Common Stock Repurchases

  • During the third quarter of Fiscal 2023 the company repurchased 348,948 shares of its common stock under its share repurchase program for $52 million. As of the end of the third quarter of Fiscal 2023, the company had an aggregate of $718 million remaining under its share repurchase authorizations.

Outlook
For the full Fiscal Year 2023 (the 53-weeks ending February 3, 2024), the company now expects:

  • Total sales to increase approximately 11 percent, which includes approximately 2 percent from the 53rd week, on top of a 7 percent decrease in Fiscal 2022; this assumes comparable store sales will increase approximately 3 percent, on top of the 13 percent decrease during Fiscal 2022;
  • Capital expenditures, net of landlord allowances, to be approximately $560 million;
  • To open approximately 80 net new stores;
  • Depreciation and amortization, exclusive of favorable lease costs, to be approximately $310 million;
  • Adjusted EBIT margin to increase 70 to 80 basis points versus last year; this Adjusted EBIT margin increase includes approximately $18 million of anticipated expenses related to the recently acquired Bed Bath & Beyond leases. Excluding these incremental expenses, Adjusted EBIT margin is expected to increase 90 to 100 basis points versus last year;
  • Net interest expense to be approximately $60 million;
  • An effective tax rate of approximately 26 percent; and
  • Adjusted EPS to be in the range of $5.52 to $5.67, which includes $0.20 of expected incremental expenses associated with the recently acquired Bed Bath & Beyond leases. Excluding these expenses, Adjusted EPS is expected to be in the range of $5.72 to $5.87. This assumes a fully diluted share count of approximately 65 million, as compared to Fiscal 2022 diluted EPS of $3.49 and Adjusted EPS of $4.26. These Adjusted EPS amounts include an expected benefit from the 53rd week of approximately $0.05 per share.

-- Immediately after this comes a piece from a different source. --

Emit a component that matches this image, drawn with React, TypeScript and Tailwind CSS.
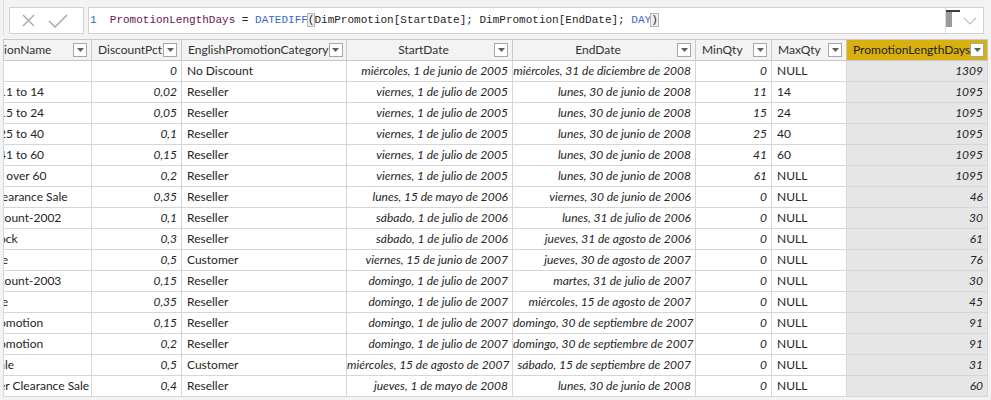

For the fourth quarter of Fiscal 2023 (the 13 weeks ending January 27, 2024), the company expects:

  • Total sales to increase in the range of 5 percent to 7 percent; this assumes comparable store sales to be in the range of -2 percent to 0 percent versus the fourth quarter of Fiscal 2022;
  • Adjusted EBIT margin to be in the range of a decrease of 10 to an increase of 20 basis points versus the fourth quarter of Fiscal 2022; this EBIT margin increase includes approximately $5 million of expenses related to the recently acquired Bed Bath & Beyond leases. Excluding these expenses, adjusted EBIT margin is expected to increase 0 to 40 basis points;
  • An effective tax rate of approximately 27 percent; and
  • Adjusted EPS in the range of $3.04 to $3.19, as compared to $2.83 in diluted EPS and $2.96 in Adjusted EPS last year. This includes $0.06 per share of expected incremental expenses associated with the recently acquired Bed Bath & Beyond leases. Excluding these expenses, adjusted EPS is expected to be in the range of $3.10 to $3.25.
  • When including the $0.05 benefit from the 53rd week, adjusted EPS is expected to be in the range of $3.15 to $3.30.